Rallying around Reading RecoveryPublished 2:32pm Friday, March 22, 2013
There’s no magic to Reading Recovery, but such attention to detail could transform more than first grade reading ability.
Getting students to read and write before they fall behind and doom themselves to a lifelong struggle leading to dropping out is, of course, Reading Recovery’s primary purpose.
Reading is fundamental to success in any endeavor.
Seeing tangible gains from the short-term intervention of one-on-one tutoring for low achievers energizes their teachers.
Teachers are the front line. Without their support and enthusiasm, things like bond issues for new high schools tend not to pass.
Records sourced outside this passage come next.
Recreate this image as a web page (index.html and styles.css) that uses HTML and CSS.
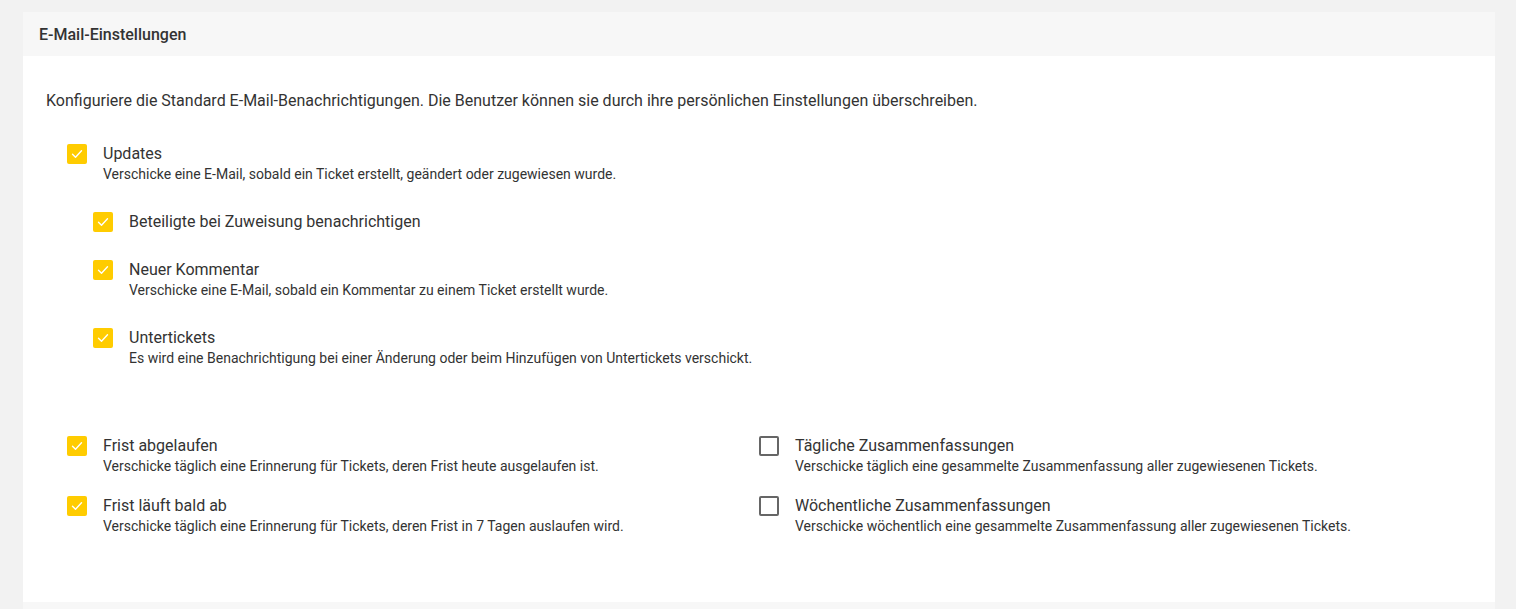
FILE: index.html
```html
<!DOCTYPE html>
<html lang="de">

<head>
    <title>E-Mail-Einstellungen</title>
    <link rel="stylesheet" href="styles.css">
</head>

<body>
    <div class="card">
        <div class="card-header">E-Mail-Einstellungen</div>

        <div class="card-body">
            <p class="intro">Konfiguriere die Standard E-Mail-Benachrichtigungen. Die Benutzer können sie durch ihre persönlichen Einstellungen überschreiben.</p>

            <!-- Ticket updates with sub options -->
            <div class="option-list">
                <label class="option">
                    <span class="box checked">
                        <svg viewBox="0 0 20 20"><path d="M5.5 10.2l3 3 6-6.4"/></svg>
                    </span>
                    <span class="text">
                        <span class="title">Updates</span>
                        <span class="desc">Verschicke eine E-Mail, sobald ein Ticket erstellt, geändert oder zugewiesen wurde.</span>
                    </span>
                </label>

                <div class="sub-options">
                    <label class="option">
                        <span class="box checked">
                            <svg viewBox="0 0 20 20"><path d="M5.5 10.2l3 3 6-6.4"/></svg>
                        </span>
                        <span class="text">
                            <span class="title">Beteiligte bei Zuweisung benachrichtigen</span>
                        </span>
                    </label>

                    <label class="option">
                        <span class="box checked">
                            <svg viewBox="0 0 20 20"><path d="M5.5 10.2l3 3 6-6.4"/></svg>
                        </span>
                        <span class="text">
                            <span class="title">Neuer Kommentar</span>
                            <span class="desc">Verschicke eine E-Mail, sobald ein Kommentar zu einem Ticket erstellt wurde.</span>
                        </span>
                    </label>

                    <label class="option">
                        <span class="box checked">
                            <svg viewBox="0 0 20 20"><path d="M5.5 10.2l3 3 6-6.4"/></svg>
                        </span>
                        <span class="text">
                            <span class="title">Untertickets</span>
                            <span class="desc">Es wird eine Benachrichtigung bei einer Änderung oder beim Hinzufügen von Untertickets verschickt.</span>
                        </span>
                    </label>
                </div>
            </div>

            <!-- Reminders and summaries -->
            <div class="option-grid">
                <label class="option">
                    <span class="box checked">
                        <svg viewBox="0 0 20 20"><path d="M5.5 10.2l3 3 6-6.4"/></svg>
                    </span>
                    <span class="text">
                        <span class="title">Frist abgelaufen</span>
                        <span class="desc">Verschicke täglich eine Erinnerung für Tickets, deren Frist heute ausgelaufen ist.</span>
                    </span>
                </label>

                <label class="option">
                    <span class="box"></span>
                    <span class="text">
                        <span class="title">Tägliche Zusammenfassungen</span>
                        <span class="desc">Verschicke täglich eine gesammelte Zusammenfassung aller zugewiesenen Tickets.</span>
                    </span>
                </label>

                <label class="option">
                    <span class="box checked">
                        <svg viewBox="0 0 20 20"><path d="M5.5 10.2l3 3 6-6.4"/></svg>
                    </span>
                    <span class="text">
                        <span class="title">Frist läuft bald ab</span>
                        <span class="desc">Verschicke täglich eine Erinnerung für Tickets, deren Frist in 7 Tagen auslaufen wird.</span>
                    </span>
                </label>

                <label class="option">
                    <span class="box"></span>
                    <span class="text">
                        <span class="title">Wöchentliche Zusammenfassungen</span>
                        <span class="desc">Verschicke wöchentlich eine gesammelte Zusammenfassung aller zugewiesenen Tickets.</span>
                    </span>
                </label>
            </div>
        </div>

        <div class="card-footer"></div>
    </div>
</body>

</html>
```

FILE: styles.css
```css
body {
    margin: 0;
    padding: 12px 21px 0 23px;
    font-family: Roboto, 'Noto Sans', Arial, sans-serif;
    background-color: #f2f2f2;
    color: #333;
}

/* Card */
.card {
    background-color: #fff;
}

.card-header {
    height: 44px;
    padding: 0 16px;
    display: flex;
    align-items: center;
    background-color: #f7f7f7;
    font-size: 16px;
    font-weight: 500;
    color: #333;
}

.card-body {
    height: 546px;
    box-sizing: border-box;
    padding: 35px 23px 0;
}

.card-footer {
    height: 44px;
    background-color: #f7f7f7;
}

.intro {
    margin: 0 0 33px;
    font-size: 16px;
    line-height: 20px;
    color: #333;
}

/* Options */
.option-list {
    display: flex;
    flex-direction: column;
    gap: 28px;
    padding-left: 21px;
}

.sub-options {
    display: flex;
    flex-direction: column;
    gap: 28px;
    padding-left: 26px;
}

.option-grid {
    display: grid;
    grid-template-columns: 692px 1fr;
    row-gap: 20px;
    padding-left: 21px;
    margin-top: 68px;
}

.option {
    display: flex;
    align-items: flex-start;
    gap: 16px;
    cursor: pointer;
}

.box {
    flex: none;
    width: 20px;
    height: 20px;
    box-sizing: border-box;
    border: 2px solid #666;
    border-radius: 2px;
}

.box.checked {
    border: none;
    background-color: #ffcc00;
}

.box svg {
    display: block;
    width: 20px;
    height: 20px;
    fill: none;
    stroke: #fff;
    stroke-width: 1.4;
    stroke-linecap: round;
    stroke-linejoin: round;
}

.text {
    display: flex;
    flex-direction: column;
}

.title {
    font-size: 16px;
    line-height: 20px;
    color: #333;
}

.desc {
    font-size: 14px;
    line-height: 20px;
    color: #333;
}
```
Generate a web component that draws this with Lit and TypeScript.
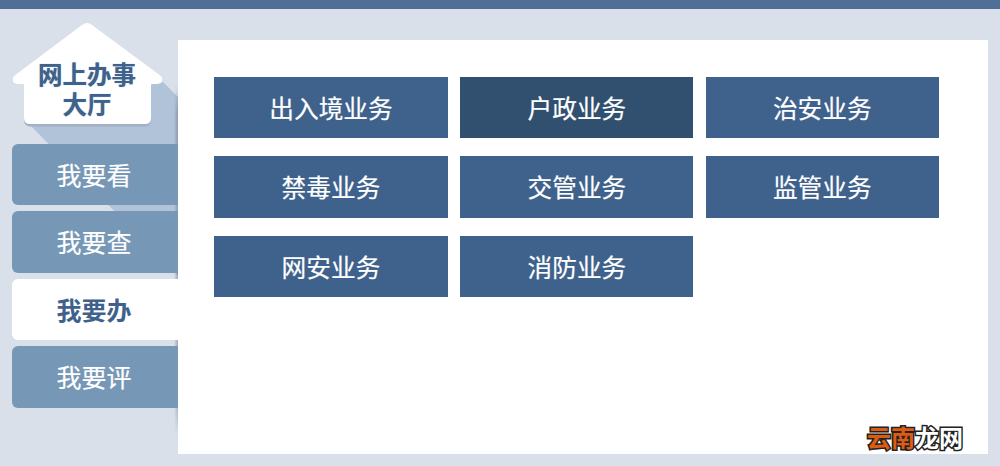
import { LitElement, html, css, svg } from "lit";
import { customElement } from "lit/decorators.js";

const rows = ["出入境业务", "户政业务", "治安业务", "禁毒业务", "交管业务", "监管业务", "网安业务", "消防业务"];
const nav = ["我要看", "我要查", "我要办", "我要评"];

@customElement("app-root")
export class AppRoot extends LitElement {
  static styles = css`
    :host { display: block; width: 1000px; height: 466px; background: #d9e0e9; overflow: hidden; position: relative;
      font-family: "Noto Sans CJK SC", "Liberation Sans", sans-serif; }
    .top { height: 9px; background: #4f6f97; }
    .main { display: flex; height: 457px; }
    .side { width: 178px; flex: none; position: relative; padding: 135px 0 0 12px; box-sizing: border-box; }
    .art { position: absolute; left: 0; top: -9px; width: 178px; height: 466px; }
    .label { position: absolute; left: 12px; top: 50px; width: 150px; text-align: center; color: #3f628c; font-weight: 700; font-size: 24.5px; line-height: 30px; text-shadow: 0 0 1px rgba(63, 98, 140, .6); }
    .nav { position: relative; display: flex; flex-direction: column; gap: 6px; }
    .item { height: 61px; border-radius: 6px 0 0 6px; background: #7697b6; color: #fff; font-size: 25px; display: flex; align-items: center; justify-content: center; padding: 0 2px 2px 0; box-sizing: border-box; -webkit-text-stroke: .2px #fff; }
    .item:nth-child(even) { height: 62px; }
    .item.on { background: #fff; color: #3f628c; font-weight: 700; -webkit-text-stroke: 0; }
    .panel { width: 810px; height: 414px; margin-top: 31px; background: #fff; box-sizing: border-box; padding: 37px 49px 0 36px; position: relative; }
    .grid { display: grid; grid-template-columns: 234px 233px 233px; grid-template-rows: 61px 62px 61px; gap: 18px 12.4px; }
    .btn { background: #3f628c; color: #fff; font-size: 24.7px; display: flex; align-items: center; justify-content: center; padding-bottom: 2px; box-sizing: border-box; -webkit-text-stroke: .2px #fff; }
    .btn.dark { background: #31506f; }
    .logo { position: absolute; right: 25px; bottom: 3px; font-size: 24px; line-height: 28px; font-weight: 700; -webkit-text-stroke: 3px #222; paint-order: stroke fill; }
    .or { color: #dd5c12; }
    .wh { color: #fff; }
  `;
  render() {
    return html`
      <div class="top"></div>
      <div class="main">
        <div class="side">
          <svg class="art" viewBox="0 0 178 466">
            ${svg`<defs>
              <linearGradient id="edgeX" x1="0" x2="1" y1="0" y2="0">
                <stop offset="0" stop-color="#6f7a88" stop-opacity="0"/>
                <stop offset="1" stop-color="#6f7a88" stop-opacity=".55"/>
              </linearGradient>
              <linearGradient id="fade" x1="0" x2="0" y1="0" y2="1">
                <stop offset="0" stop-color="#fff" stop-opacity="0"/>
                <stop offset=".08" stop-color="#fff"/>
                <stop offset=".9" stop-color="#fff"/>
                <stop offset="1" stop-color="#fff" stop-opacity="0"/>
              </linearGradient>
              <mask id="edgeMask"><rect x="174" y="85" width="4" height="350" fill="url(#fade)"/></mask>
            </defs>
            <polygon points="162,81 178,97 178,276 30,125" fill="#b0c3d9"/>
            <rect x="174" y="85" width="4" height="350" fill="url(#edgeX)" mask="url(#edgeMask)"/>
            <rect x="24" y="100" width="127" height="26.5" rx="6" fill="#a3b1c3"/>
            <path d="M24 84 H18 Q10 83 14 76 L82 25 Q87 21 92 25 L161 76 Q165 83 157 84 H151 V118 Q151 124 145 124 H30 Q24 124 24 118 Z" fill="#fff"/>`}
          </svg>
          <div class="label">网上办事<br />大厅</div>
          <div class="nav">
            ${nav.map((n, i) => html`<div class="item ${i === 2 ? "on" : ""}">${n}</div>`)}
          </div>
        </div>
        <div class="panel">
          <div class="grid">
            ${rows.map((r, i) => html`<div class="btn ${i === 1 ? "dark" : ""}">${r}</div>`)}
          </div>
          <div class="logo"><span class="or">云南</span><span class="wh">龙网</span></div>
        </div>
      </div>
    `;
  }
}
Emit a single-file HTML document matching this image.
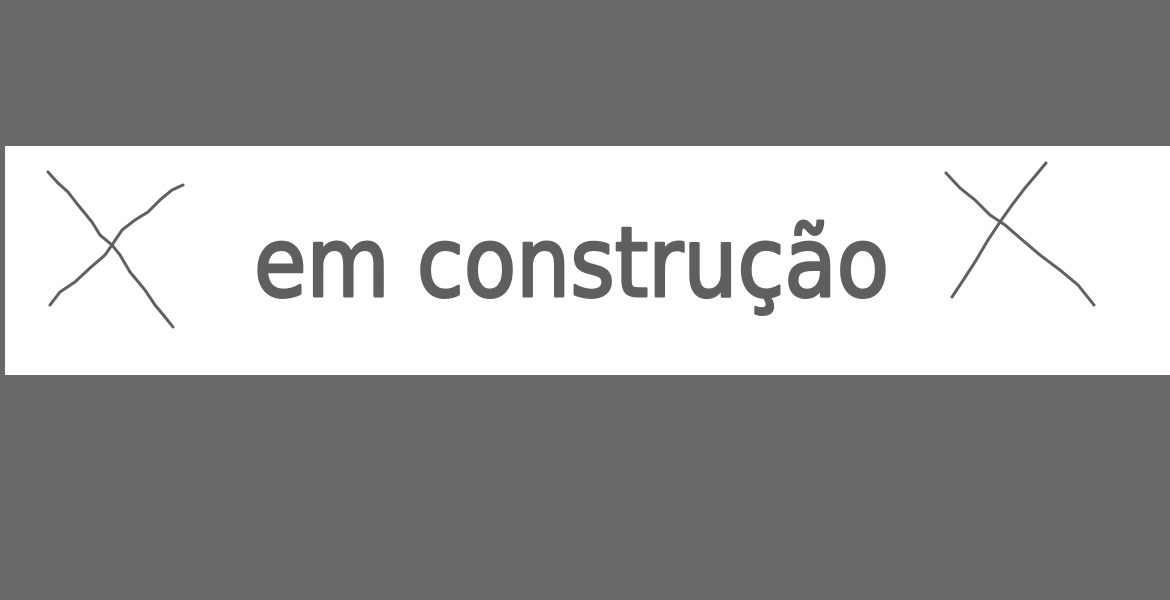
<!DOCTYPE html>
<html><head><style>
html,body{margin:0;padding:0;background:#686868;width:1170px;height:600px;overflow:hidden}
</style></head><body>
<svg width="1170" height="600" xmlns="http://www.w3.org/2000/svg" style="display:block">
<rect x="0" y="0" width="1170" height="600" fill="#686868"/>
<rect x="5" y="146" width="1165" height="229" fill="#ffffff"/>
<g stroke="#606060" stroke-width="3" fill="none" stroke-linecap="round">
<path d="M48 172 L58 183 L68 192 L78 205 L92 222 L100 235 L112 245 L120 255 L130 272 L145 290 L155 305 L165 317 L173 327"/>
<path d="M50 305 L60 292 L75 282 L90 268 L105 255 L112 245 L122 230 L135 220 L148 212 L160 200 L172 190 L183 185"/>
<path d="M946 173 L960 188 L975 200 L990 215 L1005 225 L1020 238 L1040 255 L1060 270 L1078 285 L1094 305"/>
<path d="M952 297 L962 282 L975 262 L988 240 L1000 222 L1012 205 L1025 188 L1036 175 L1046 163"/>
</g>
<text x="254" y="296" textLength="635" lengthAdjust="spacingAndGlyphs" font-family="'Comic Sans MS','DejaVu Sans','Liberation Sans',sans-serif" font-size="96" fill="#5f5f5f" stroke="#5f5f5f" stroke-width="3" stroke-linejoin="round">em construção</text>
</svg>
</body></html>
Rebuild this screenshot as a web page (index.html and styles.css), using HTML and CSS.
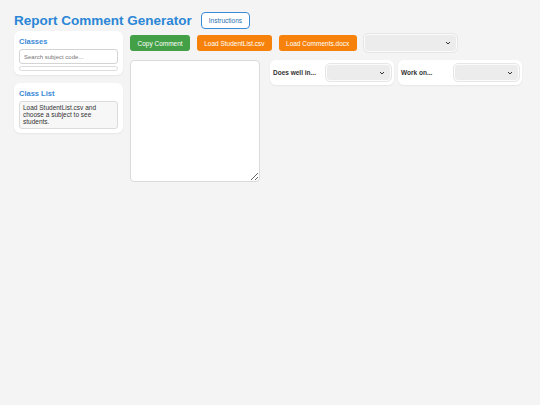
FILE: index.html
```html
<!doctype html>
<html>
<head>
    <meta charset="UTF-8">
    <title>Report Comment Generator</title>
    <link rel="stylesheet" href="styles.css">
</head>
<body>
    <div class="header">
        <h1 class="title">Report Comment Generator</h1>
        <button type="button" class="btn-instructions">Instructions</button>
    </div>
    <div class="layout">
        <div class="sidebar">
            <div class="card">
                <div class="card-title">Classes</div>
                <input type="text" class="search" placeholder="Search subject code...">
                <div class="class-list"></div>
            </div>
            <div class="card">
                <div class="card-title">Class List</div>
                <div class="students">Load StudentList.csv and choose a subject to see students.</div>
            </div>
        </div>
        <div class="main">
            <div class="toolbar">
                <button type="button" class="btn btn-green">Copy Comment</button>
                <button type="button" class="btn btn-orange">Load StudentList.csv</button>
                <button type="button" class="btn btn-orange">Load Comments.docx</button>
                <select class="select select-wide"></select>
            </div>
            <div class="workspace">
                <textarea class="comment"></textarea>
                <div class="pickers">
                    <div class="picker">
                        <label class="picker-label">Does well in...</label>
                        <select class="select select-small"></select>
                    </div>
                    <div class="picker">
                        <label class="picker-label">Work on...</label>
                        <select class="select select-small"></select>
                    </div>
                </div>
            </div>
        </div>
    </div>
</body>
</html>
```

FILE: styles.css
```css
body {
    margin: 0;
    padding: 12px 14px;
    background: #f4f4f4;
    font-family: "Liberation Sans", Arial, sans-serif;
    color: #222;
}

.header {
    display: flex;
    align-items: center;
    gap: 9px;
    height: 17px;
}

.title {
    margin: 0;
    font-size: 13.5px;
    font-weight: 700;
    color: #2b86d6;
}

.btn-instructions {
    height: 17px;
    padding: 0 7px;
    font-family: inherit;
    font-size: 6.5px;
    color: #2b6fb0;
    background: #fff;
    border: 1px solid #3a8ad8;
    border-radius: 4px;
}

.layout {
    display: flex;
    gap: 7px;
    margin-top: 2px;
}

.sidebar {
    width: 109px;
    display: flex;
    flex-direction: column;
    gap: 8px;
}

.card {
    background: #fff;
    border-radius: 6px;
    padding: 5px 5px 4px;
    box-shadow: 0 1px 2px rgba(0, 0, 0, 0.06);
}

.card-title {
    font-size: 7.5px;
    font-weight: 700;
    color: #3a8ad6;
    margin: 1px 0 3px;
}

.search {
    display: block;
    box-sizing: border-box;
    width: 100%;
    height: 15px;
    padding: 0 4px;
    font-family: inherit;
    font-size: 6px;
    border: 1px solid #d4d4d4;
    border-radius: 3px;
}

.search::placeholder {
    color: #777;
}

.class-list {
    height: 3px;
    margin-top: 2px;
    border: 1px solid #dcdcdc;
    border-radius: 3px;
}

.students {
    padding: 2px 3px 3px;
    font-size: 6.5px;
    line-height: 7px;
    color: #333;
    background: #f7f7f7;
    border: 1px solid #dcdcdc;
    border-radius: 3px;
}

.main {
    flex: 1;
}

.toolbar {
    display: flex;
    align-items: center;
    gap: 6.5px;
    margin-top: 3px;
}

.btn {
    height: 16px;
    padding: 0 7.5px;
    font-family: inherit;
    font-size: 6.5px;
    color: #fff;
    border: 0;
    border-radius: 3px;
}

.btn-green {
    background: #43a047;
}

.btn-orange {
    background: #f7820b;
}

.select {
    appearance: none;
    font-family: inherit;
    font-size: 7px;
    background: #ececec url("data:image/svg+xml,%3Csvg xmlns='http://www.w3.org/2000/svg' width='6' height='4' viewBox='0 0 6 4'%3E%3Cpath d='M1 1l2 2 2-2' fill='none' stroke='%23333' stroke-width='1'/%3E%3C/svg%3E") no-repeat right 5px center;
    border: 1px solid #fbfbfb;
    border-radius: 4px;
    outline: 1px solid #e6e6e6;
}

.select-wide {
    width: 93px;
    height: 18px;
    margin-left: 1px;
}

.workspace {
    display: flex;
    align-items: flex-start;
    gap: 10px;
    margin-top: 8px;
}

.comment {
    box-sizing: border-box;
    width: 130px;
    height: 122px;
    margin: 0;
    border: 1px solid #dadada;
    border-radius: 4px;
    background: #fff;
}

.pickers {
    display: flex;
    gap: 4px;
}

.picker {
    display: flex;
    align-items: center;
    justify-content: space-between;
    width: 118px;
    height: 17px;
    padding: 4px 3px;
    background: #fff;
    border-radius: 6px;
    box-shadow: 0 1px 2px rgba(0, 0, 0, 0.06);
}

.picker-label {
    font-size: 6.5px;
    font-weight: 700;
    color: #333;
}

.select-small {
    width: 65px;
    height: 17px;
}
```
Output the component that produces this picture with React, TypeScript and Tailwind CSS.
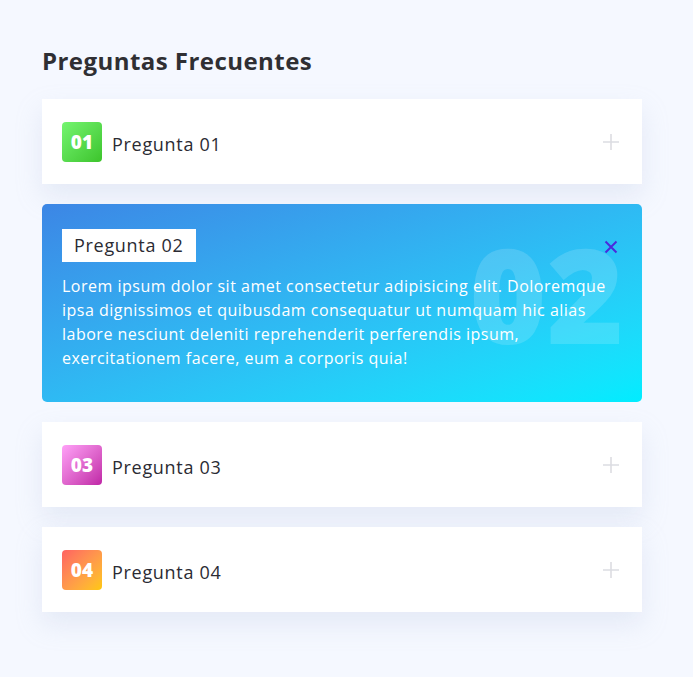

Too often, lately, against a backdrop of constant recessionary cutting, educators are in a defensive crouch, surrounded by critics of public education.
It must be hard to do your best work dogged at every turn by distractions.
To see a discussion about learning break out at a school board meeting is refreshing and too infrequent — particularly proud teachers in matching, privately-funded T-shirts, which promote a team unity feeling.
Reading Recovery gives Dowagiac something to rally around and an identity to build on in other ways, just as half-hour daily lessons for 20 weeks with a specially-trained teacher do for students.
From one teacher at Kincheloe in 2008, Dowagiac vaulted into the vanguard in Michigan as one of 13 districts qualified as a training site for others. Its hub is now situated at Patrick Hamilton.
Investing in this program takes a combination of federal, state and local funding, but the expense seems well worth it because the priorities are in the right order with Reading Recovery, which has a more than 30-year-track record.
Students are rescued early on, before bad habits become hard-wired.
Whatever the cost upfront, it’s more expensive in the long run if kids slip through cracks.